** Goal **
Retype only the lines below from the one with "Emit a component" to the one with "text-center text-[24px] font-bold", inclusive, skipping every image.
■ ■ ■
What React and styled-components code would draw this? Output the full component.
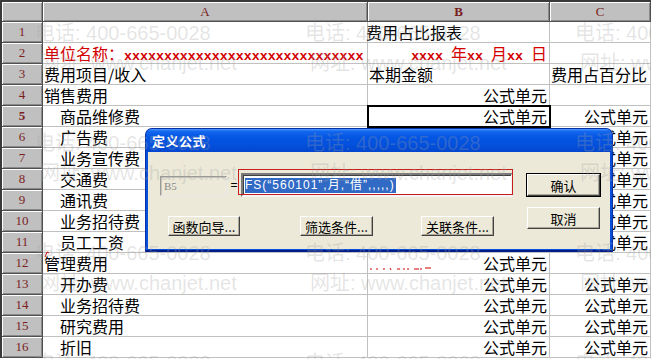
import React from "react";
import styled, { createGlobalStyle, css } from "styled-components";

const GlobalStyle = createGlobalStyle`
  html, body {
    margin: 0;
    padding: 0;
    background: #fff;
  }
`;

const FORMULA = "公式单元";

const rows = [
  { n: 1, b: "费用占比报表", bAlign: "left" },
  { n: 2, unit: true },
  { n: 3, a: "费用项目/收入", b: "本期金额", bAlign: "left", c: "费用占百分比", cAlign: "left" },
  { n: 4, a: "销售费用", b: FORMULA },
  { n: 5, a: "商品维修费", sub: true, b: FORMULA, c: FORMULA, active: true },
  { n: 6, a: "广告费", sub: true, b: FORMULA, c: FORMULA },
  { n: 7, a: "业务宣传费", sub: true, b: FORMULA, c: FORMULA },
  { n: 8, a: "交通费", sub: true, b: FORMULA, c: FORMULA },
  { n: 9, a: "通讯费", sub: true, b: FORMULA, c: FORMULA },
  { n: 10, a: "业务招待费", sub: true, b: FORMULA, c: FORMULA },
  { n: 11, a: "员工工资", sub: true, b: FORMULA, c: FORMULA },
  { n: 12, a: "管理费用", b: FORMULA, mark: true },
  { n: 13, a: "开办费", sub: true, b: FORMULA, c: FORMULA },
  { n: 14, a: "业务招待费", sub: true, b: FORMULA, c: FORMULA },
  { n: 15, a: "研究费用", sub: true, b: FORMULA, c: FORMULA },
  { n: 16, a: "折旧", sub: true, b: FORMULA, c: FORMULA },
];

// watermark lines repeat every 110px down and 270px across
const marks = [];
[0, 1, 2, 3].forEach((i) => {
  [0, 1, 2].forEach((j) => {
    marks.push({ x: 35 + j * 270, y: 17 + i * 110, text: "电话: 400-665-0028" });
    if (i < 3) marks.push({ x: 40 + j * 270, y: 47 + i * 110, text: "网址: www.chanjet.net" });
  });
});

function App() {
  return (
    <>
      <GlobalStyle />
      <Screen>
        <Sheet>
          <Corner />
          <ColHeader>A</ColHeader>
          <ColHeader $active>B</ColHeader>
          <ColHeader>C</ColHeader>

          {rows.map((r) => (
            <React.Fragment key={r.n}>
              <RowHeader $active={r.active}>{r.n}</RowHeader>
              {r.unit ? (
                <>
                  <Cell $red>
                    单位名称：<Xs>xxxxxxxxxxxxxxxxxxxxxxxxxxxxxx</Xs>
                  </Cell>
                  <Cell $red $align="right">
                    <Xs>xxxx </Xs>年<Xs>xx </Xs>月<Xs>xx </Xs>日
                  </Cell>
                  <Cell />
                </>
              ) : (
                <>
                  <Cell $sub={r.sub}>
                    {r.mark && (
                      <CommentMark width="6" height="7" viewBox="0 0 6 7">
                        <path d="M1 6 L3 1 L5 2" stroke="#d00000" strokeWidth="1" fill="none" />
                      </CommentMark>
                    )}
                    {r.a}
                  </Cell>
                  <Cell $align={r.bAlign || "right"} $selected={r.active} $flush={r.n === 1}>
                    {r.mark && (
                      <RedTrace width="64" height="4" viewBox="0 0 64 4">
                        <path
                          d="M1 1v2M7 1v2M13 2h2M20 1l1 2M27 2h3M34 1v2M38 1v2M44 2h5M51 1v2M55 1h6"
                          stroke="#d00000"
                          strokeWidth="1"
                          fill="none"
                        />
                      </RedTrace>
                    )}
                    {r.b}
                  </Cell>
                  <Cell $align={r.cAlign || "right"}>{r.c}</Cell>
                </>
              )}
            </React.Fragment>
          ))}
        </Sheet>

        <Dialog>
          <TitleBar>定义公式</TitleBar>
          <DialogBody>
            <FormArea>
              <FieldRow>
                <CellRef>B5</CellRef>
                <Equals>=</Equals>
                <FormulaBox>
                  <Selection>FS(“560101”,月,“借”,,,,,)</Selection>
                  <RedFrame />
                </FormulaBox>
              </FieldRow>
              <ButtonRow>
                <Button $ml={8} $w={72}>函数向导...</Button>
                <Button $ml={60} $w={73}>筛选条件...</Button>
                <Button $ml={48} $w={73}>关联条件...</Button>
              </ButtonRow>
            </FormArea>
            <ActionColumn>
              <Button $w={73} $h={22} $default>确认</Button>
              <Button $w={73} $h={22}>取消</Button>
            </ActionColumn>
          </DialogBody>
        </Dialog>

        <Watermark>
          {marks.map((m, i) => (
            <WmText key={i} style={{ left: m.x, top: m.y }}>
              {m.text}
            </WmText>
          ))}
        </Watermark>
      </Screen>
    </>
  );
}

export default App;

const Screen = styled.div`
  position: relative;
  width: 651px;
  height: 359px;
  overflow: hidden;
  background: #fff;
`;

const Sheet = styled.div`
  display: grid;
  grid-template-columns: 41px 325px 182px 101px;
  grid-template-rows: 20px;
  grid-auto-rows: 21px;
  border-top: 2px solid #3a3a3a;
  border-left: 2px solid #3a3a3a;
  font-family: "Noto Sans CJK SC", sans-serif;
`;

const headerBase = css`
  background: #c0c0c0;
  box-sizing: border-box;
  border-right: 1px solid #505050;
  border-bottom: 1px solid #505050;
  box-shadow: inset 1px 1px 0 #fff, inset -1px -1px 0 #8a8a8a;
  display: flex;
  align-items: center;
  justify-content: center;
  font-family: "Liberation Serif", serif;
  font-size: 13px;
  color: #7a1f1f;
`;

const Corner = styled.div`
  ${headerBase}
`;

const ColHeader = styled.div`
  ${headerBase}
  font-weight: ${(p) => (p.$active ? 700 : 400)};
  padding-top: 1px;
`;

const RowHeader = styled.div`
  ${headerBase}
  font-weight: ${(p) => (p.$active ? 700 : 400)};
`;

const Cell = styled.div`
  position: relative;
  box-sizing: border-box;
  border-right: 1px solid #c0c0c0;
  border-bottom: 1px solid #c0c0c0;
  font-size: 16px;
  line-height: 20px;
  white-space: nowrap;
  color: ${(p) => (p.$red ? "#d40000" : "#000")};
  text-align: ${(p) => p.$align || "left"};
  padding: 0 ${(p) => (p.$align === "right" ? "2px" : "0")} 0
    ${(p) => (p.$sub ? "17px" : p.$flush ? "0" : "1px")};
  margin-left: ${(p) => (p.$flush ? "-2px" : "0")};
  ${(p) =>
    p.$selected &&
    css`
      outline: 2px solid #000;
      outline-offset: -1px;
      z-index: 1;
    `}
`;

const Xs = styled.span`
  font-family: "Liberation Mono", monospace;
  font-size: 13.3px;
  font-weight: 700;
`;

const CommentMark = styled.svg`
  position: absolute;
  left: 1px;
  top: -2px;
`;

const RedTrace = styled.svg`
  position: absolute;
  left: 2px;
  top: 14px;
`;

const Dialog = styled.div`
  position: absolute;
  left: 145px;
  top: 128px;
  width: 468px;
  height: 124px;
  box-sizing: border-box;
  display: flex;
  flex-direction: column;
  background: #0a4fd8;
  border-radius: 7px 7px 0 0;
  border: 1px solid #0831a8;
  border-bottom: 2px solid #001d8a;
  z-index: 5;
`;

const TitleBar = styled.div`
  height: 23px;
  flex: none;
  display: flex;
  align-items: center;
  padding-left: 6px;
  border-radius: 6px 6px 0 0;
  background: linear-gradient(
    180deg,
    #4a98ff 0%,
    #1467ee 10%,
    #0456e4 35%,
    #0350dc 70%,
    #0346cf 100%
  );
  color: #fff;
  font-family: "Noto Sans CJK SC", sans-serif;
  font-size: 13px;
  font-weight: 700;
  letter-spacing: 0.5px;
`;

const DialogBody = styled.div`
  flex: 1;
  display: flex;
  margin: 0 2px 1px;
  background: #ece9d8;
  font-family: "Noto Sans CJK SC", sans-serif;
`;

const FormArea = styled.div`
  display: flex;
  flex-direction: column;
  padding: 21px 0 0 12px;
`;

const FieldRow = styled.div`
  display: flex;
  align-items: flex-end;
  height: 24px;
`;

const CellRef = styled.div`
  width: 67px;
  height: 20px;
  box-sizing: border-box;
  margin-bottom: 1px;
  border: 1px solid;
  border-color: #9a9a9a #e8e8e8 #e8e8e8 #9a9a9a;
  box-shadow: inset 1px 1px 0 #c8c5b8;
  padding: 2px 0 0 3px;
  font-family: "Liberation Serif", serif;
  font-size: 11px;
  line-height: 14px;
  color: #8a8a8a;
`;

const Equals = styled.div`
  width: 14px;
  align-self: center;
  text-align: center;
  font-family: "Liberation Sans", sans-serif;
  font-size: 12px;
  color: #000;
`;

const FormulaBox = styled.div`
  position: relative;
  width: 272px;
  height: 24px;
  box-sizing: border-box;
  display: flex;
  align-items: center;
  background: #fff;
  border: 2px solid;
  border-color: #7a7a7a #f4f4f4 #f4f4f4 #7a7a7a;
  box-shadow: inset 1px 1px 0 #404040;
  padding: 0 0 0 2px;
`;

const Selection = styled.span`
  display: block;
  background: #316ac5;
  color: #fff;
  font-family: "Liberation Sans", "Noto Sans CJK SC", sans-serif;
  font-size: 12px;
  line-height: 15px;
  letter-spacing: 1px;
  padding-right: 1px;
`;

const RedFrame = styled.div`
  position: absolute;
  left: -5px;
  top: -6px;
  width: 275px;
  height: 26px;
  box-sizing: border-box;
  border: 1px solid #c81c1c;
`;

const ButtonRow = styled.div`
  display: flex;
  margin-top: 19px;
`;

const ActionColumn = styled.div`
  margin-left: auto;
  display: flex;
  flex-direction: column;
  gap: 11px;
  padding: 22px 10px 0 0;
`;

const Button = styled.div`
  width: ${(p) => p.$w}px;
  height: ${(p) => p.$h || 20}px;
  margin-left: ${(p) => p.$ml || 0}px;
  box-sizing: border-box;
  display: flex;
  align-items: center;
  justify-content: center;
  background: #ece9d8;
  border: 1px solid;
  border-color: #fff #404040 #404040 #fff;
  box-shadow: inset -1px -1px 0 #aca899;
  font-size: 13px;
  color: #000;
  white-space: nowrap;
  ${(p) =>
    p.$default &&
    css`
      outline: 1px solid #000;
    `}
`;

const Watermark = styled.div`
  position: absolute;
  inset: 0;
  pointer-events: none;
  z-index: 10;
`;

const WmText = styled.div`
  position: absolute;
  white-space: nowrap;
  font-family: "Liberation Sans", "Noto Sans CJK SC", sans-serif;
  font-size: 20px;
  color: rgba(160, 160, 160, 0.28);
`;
■ ■ ■
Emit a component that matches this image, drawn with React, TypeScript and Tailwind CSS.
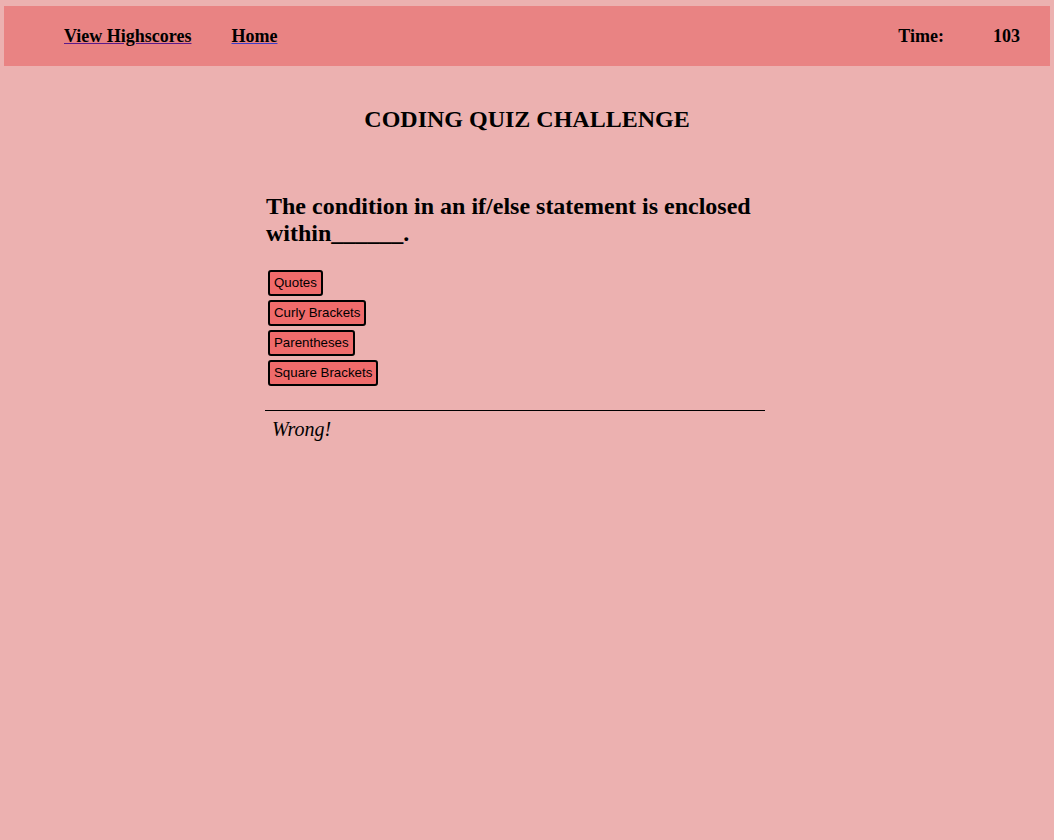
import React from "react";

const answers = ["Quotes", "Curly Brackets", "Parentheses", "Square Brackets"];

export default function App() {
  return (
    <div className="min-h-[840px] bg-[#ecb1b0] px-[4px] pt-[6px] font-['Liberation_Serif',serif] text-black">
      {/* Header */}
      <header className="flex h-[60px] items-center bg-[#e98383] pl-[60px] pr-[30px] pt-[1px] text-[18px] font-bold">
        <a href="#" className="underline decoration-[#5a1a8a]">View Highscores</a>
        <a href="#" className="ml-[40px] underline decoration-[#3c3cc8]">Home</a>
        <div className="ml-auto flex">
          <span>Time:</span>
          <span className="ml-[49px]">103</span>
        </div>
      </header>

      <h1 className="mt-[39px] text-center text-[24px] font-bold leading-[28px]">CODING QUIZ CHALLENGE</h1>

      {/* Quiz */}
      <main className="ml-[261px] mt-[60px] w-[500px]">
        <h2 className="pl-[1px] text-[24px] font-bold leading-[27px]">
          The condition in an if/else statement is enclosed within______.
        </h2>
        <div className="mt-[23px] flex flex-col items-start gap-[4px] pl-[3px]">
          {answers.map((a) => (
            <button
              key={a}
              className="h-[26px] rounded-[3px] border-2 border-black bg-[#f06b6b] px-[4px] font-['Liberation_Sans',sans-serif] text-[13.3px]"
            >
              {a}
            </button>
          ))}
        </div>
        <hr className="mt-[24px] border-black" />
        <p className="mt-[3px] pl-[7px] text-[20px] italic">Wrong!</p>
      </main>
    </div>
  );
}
■ ■ ■
** Expected output **
Emit a component that matches this image, drawn with React, TypeScript and Tailwind CSS.
import React from "react";

const answers = ["Quotes", "Curly Brackets", "Parentheses", "Square Brackets"];

export default function App() {
  return (
    <div className="min-h-[840px] bg-[#ecb1b0] px-[4px] pt-[6px] font-['Liberation_Serif',serif] text-black">
      {/* Header */}
      <header className="flex h-[60px] items-center bg-[#e98383] pl-[60px] pr-[30px] pt-[1px] text-[18px] font-bold">
        <a href="#" className="underline decoration-[#5a1a8a]">View Highscores</a>
        <a href="#" className="ml-[40px] underline decoration-[#3c3cc8]">Home</a>
        <div className="ml-auto flex">
          <span>Time:</span>
          <span className="ml-[49px]">103</span>
        </div>
      </header>

      <h1 className="mt-[39px] text-center text-[24px] font-bold leading-[28px]">CODING QUIZ CHALLENGE</h1>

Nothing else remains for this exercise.